*REQUIRED WORK:* Extract everything from the first line through the line with "import React from 'react';", both ends included, except for any pictures.

*DATA SEGMENT:*

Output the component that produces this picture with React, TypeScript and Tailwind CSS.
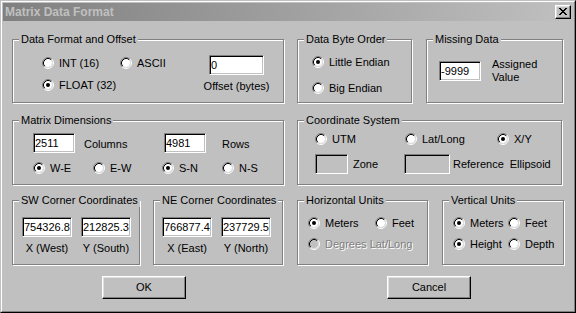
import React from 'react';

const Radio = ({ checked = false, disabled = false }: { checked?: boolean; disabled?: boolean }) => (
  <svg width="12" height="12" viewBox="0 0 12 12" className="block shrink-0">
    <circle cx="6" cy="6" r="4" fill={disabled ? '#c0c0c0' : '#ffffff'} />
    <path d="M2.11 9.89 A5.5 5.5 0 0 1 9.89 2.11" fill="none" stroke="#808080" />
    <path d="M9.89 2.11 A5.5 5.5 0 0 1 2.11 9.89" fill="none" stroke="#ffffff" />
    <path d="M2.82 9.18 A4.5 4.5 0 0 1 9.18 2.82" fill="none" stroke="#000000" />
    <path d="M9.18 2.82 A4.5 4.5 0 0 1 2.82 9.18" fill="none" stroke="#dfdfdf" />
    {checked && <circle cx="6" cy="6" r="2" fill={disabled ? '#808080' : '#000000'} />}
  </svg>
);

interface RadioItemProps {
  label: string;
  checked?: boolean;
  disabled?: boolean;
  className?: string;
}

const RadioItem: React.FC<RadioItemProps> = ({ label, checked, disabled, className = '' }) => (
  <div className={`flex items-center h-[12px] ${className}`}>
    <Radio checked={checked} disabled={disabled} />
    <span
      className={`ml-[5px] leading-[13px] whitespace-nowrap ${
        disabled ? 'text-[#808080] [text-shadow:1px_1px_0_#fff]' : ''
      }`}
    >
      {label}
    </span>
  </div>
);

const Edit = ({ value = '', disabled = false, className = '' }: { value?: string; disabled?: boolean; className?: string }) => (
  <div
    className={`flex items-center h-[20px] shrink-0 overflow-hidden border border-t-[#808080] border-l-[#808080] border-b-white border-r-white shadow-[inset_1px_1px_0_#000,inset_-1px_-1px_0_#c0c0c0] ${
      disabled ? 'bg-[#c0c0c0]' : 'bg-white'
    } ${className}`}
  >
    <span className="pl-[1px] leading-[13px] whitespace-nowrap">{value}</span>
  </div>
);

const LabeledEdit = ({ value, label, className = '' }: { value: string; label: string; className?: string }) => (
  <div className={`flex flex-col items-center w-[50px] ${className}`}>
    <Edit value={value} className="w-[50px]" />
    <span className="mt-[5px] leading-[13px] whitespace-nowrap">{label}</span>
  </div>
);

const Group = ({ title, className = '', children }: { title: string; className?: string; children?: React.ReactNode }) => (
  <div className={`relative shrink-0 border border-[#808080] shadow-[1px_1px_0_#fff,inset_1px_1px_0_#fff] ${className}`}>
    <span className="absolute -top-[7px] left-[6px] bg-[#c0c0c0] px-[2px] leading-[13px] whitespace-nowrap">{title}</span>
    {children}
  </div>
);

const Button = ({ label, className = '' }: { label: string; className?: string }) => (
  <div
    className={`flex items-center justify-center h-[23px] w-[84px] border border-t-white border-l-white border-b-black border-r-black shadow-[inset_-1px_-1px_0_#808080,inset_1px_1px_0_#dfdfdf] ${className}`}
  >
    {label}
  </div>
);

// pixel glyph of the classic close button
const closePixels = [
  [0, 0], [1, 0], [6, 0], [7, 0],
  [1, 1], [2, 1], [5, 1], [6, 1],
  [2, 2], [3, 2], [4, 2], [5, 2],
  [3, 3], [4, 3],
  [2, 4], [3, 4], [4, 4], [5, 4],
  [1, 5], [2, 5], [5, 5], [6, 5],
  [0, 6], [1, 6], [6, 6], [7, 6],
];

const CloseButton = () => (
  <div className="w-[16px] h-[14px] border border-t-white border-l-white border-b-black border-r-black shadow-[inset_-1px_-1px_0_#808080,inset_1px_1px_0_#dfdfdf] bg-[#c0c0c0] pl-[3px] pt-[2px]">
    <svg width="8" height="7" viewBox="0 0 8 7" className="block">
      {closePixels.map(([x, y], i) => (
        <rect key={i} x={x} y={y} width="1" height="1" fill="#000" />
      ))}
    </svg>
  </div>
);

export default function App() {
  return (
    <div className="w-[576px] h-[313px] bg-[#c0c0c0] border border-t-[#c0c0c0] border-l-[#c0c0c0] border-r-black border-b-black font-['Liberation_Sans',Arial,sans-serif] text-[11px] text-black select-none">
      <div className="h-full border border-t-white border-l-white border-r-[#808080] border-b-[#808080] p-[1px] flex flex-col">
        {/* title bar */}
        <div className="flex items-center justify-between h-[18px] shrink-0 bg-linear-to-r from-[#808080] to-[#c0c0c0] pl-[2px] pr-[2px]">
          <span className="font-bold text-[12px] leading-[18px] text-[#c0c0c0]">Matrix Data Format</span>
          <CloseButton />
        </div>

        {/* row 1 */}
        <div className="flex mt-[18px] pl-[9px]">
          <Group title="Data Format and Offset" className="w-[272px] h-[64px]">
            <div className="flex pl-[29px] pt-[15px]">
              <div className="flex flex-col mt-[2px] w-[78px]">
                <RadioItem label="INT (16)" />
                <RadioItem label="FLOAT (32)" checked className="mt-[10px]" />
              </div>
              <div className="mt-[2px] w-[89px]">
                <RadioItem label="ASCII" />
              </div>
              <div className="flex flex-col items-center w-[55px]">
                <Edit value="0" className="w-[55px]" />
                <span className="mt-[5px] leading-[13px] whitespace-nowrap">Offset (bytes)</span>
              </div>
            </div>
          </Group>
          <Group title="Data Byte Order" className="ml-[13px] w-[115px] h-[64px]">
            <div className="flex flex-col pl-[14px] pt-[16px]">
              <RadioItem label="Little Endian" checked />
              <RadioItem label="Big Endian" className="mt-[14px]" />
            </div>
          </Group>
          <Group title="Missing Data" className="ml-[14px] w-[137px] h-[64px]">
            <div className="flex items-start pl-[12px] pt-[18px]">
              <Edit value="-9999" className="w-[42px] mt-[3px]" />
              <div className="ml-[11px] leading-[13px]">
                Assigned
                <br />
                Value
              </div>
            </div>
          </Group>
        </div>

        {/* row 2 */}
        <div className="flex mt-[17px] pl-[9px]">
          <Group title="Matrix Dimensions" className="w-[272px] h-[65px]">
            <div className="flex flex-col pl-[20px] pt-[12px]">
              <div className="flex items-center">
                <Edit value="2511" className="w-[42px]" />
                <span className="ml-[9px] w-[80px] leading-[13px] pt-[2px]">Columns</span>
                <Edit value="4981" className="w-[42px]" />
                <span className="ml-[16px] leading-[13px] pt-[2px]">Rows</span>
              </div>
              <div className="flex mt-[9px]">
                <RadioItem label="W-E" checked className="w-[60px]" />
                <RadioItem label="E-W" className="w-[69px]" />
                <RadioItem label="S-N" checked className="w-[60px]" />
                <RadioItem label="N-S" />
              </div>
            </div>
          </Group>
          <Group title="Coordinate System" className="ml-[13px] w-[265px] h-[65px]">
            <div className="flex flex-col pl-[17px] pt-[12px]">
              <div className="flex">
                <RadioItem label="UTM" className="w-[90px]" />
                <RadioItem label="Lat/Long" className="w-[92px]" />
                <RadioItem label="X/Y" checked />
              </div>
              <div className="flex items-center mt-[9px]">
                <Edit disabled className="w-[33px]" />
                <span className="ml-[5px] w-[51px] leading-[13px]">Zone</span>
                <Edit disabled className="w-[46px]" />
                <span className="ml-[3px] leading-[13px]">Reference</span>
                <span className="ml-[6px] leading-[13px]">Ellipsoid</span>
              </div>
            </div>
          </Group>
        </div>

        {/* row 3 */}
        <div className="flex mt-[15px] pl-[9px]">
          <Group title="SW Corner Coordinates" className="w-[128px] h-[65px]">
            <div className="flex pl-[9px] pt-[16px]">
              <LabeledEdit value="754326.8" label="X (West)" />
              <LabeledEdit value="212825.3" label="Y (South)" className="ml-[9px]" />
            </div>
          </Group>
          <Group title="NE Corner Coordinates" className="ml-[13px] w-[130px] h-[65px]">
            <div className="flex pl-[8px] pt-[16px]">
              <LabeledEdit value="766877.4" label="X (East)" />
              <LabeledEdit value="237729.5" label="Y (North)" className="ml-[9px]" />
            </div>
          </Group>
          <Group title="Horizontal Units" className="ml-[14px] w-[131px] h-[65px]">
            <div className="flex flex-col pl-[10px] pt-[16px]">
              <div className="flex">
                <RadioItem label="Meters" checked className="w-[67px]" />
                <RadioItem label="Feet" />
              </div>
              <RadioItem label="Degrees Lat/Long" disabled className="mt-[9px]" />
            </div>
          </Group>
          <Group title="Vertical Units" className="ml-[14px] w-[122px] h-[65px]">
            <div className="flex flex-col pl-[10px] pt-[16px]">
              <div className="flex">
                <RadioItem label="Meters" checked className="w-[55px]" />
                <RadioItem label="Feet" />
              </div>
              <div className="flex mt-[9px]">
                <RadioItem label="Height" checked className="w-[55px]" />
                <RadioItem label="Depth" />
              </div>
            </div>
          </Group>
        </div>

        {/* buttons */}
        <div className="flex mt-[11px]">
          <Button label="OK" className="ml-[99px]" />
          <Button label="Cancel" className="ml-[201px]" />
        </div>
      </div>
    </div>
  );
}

*COMPLETED EXERCISE:*
Output the component that produces this picture with React, TypeScript and Tailwind CSS.
import React from 'react';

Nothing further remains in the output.